After her goals helped Le Havre to promotion, Matt Beard, West Ham manager at the time, came calling. Following a glowing reference from U.S. Under-23s head coach BJ Snow, Beard took Thomas to England where her talents have now earned her a move to one of the biggest club names in the world — Manchester United.

“She’s a special person,” said Cullen. “I had no doubt this kid would get every ounce out of her talent. I think the United fans will gravitate towards her because she will work, she’ll represent the badge. She’s honest, she has integrity, she won’t be petulant, she’ll close defenders down, she’ll put in the running, she’ll win free kicks, she will hold the ball up.

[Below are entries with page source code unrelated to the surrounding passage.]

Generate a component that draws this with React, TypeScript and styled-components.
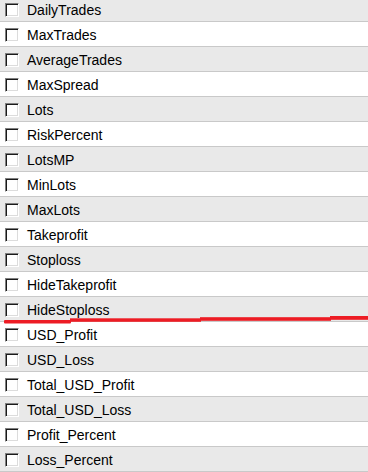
import styled, { createGlobalStyle } from "styled-components";

// Page reset
const GlobalStyle = createGlobalStyle`
    html, body {
        margin: 0;
        padding: 0;
        background: #ffffff;
        overflow: hidden;
    }
`;

// The whole parameter list
const ListDiv = styled.div`
    position: relative;
    width: 368px;
    height: 472px;
    overflow: hidden;
    font-family: "Liberation Sans", Arial, sans-serif;
`;

// Shifted up a little, the first row is cut at the top
const Rows = styled.div`
    display: flex;
    flex-direction: column;
    margin-top: -3px;
`;

// One parameter row, gray on every other line
const Row = styled.div<{ $shaded: boolean }>`
    display: flex;
    align-items: center;
    gap: 8px;
    height: 24px;
    padding-left: 5px;
    border-bottom: 1px solid #c9c9c9;
    background-color: ${(p) => (p.$shaded ? "#e9e9e9" : "#ffffff")};
`;

// Classic sunken checkbox
const CheckBox = styled.span`
    box-sizing: border-box;
    flex: none;
    width: 14px;
    height: 14px;
    margin-top: 1px;
    background: #ffffff;
    border-top: 1px solid #808080;
    border-left: 1px solid #808080;
    border-right: 1px solid #ffffff;
    border-bottom: 1px solid #ffffff;
    box-shadow: inset 1px 1px 0 #1a1a1a, inset -1px -1px 0 #dcdcdc;
`;

// Parameter name
const Label = styled.span`
    font-size: 14px;
    color: #000000;
    white-space: nowrap;
    margin-top: 1px;
`;

// Hand drawn red marker line, over the rows
const Marker = styled.svg`
    position: absolute;
    left: 0;
    top: 0;
    pointer-events: none;
`;

const params = [
    "DailyTrades",
    "MaxTrades",
    "AverageTrades",
    "MaxSpread",
    "Lots",
    "RiskPercent",
    "LotsMP",
    "MinLots",
    "MaxLots",
    "Takeprofit",
    "Stoploss",
    "HideTakeprofit",
    "HideStoploss",
    "USD_Profit",
    "USD_Loss",
    "Total_USD_Profit",
    "Total_USD_Loss",
    "Profit_Percent",
    "Loss_Percent",
];

export default function App() {
    return (
        <>
            <GlobalStyle />
            <ListDiv>
                <Rows>
                    {params.map((name, i) => (
                        <Row key={name} $shaded={i % 2 === 0}>
                            <CheckBox />
                            <Label>{name}</Label>
                        </Row>
                    ))}
                </Rows>
                <Marker width="368" height="472" viewBox="0 0 368 472">
                    <g fill="#ed1c24">
                        <rect x="4" y="320" width="67" height="3.5" rx="1" />
                        <rect x="70" y="318.3" width="131" height="3.5" />
                        <rect x="200" y="317.2" width="131" height="3.6" />
                        <rect x="330" y="316" width="38" height="3.8" />
                    </g>
                </Marker>
            </ListDiv>
        </>
    );
}
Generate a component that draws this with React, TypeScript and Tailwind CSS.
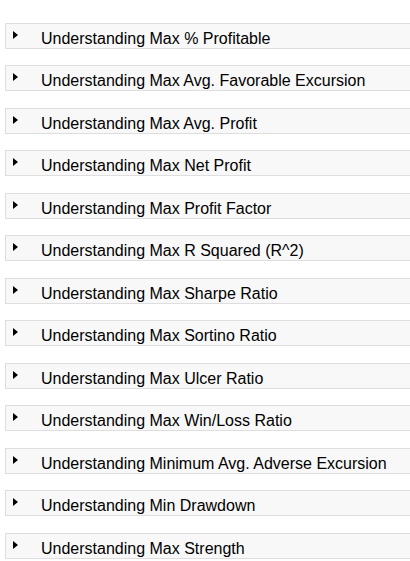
import React from 'react';

const items = [
  'Understanding Max % Profitable',
  'Understanding Max Avg. Favorable Excursion',
  'Understanding Max Avg. Profit',
  'Understanding Max Net Profit',
  'Understanding Max Profit Factor',
  'Understanding Max R Squared (R^2)',
  'Understanding Max Sharpe Ratio',
  'Understanding Max Sortino Ratio',
  'Understanding Max Ulcer Ratio',
  'Understanding Max Win/Loss Ratio',
  'Understanding Minimum Avg. Adverse Excursion',
  'Understanding Min Drawdown',
  'Understanding Max Strength',
];

const Row = ({ label, index }: { label: string; index: number }) => (
  <div
    className={`flex h-[26px] w-[420px] items-center border border-[#dedede] bg-[#f8f8f8] ${
      index % 2 === 0 ? 'mb-[16px]' : 'mb-[17px]'
    }`}
  >
    <svg width="5" height="8" viewBox="0 0 5 8" className="ml-[7px] mt-[-3px] shrink-0">
      <path d="M0 0 L5 4 L0 8 Z" fill="#000" />
    </svg>
    <span className="ml-[23px] mt-[5px] text-[16px] leading-none text-black">{label}</span>
  </div>
);

export default function App() {
  return (
    <div
      className="h-[561px] w-[410px] overflow-hidden bg-white pl-[5px] pt-[23px]"
      style={{ fontFamily: '"Liberation Sans", Arial, sans-serif' }}
    >
      {items.map((label, i) => (
        <Row key={label} label={label} index={i} />
      ))}
    </div>
  );
}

“We’ll be talking about her here in Charlotte for years to come. She doesn’t forget where she’s come from and the people who helped her. I don’t think Man United will faze her because she believes in herself and it’s no shock to me. She had a four-year career here and was named MVP all four seasons, you don’t usually get that as a freshman. She brings it every game, every training session. She doesn’t let adulation get to her head, she will represent Manchester United in a phenomenal way.”

Dooley added, “She always had a smile on her face. She was always competing, always working hard, she was a joy to work with.”

Parra, who had a big influence on Thomas’s career, says, “Her route hasn’t been conventional, but that’s what gives other girls and boys that hope — there’s other ways of getting to your final goal.”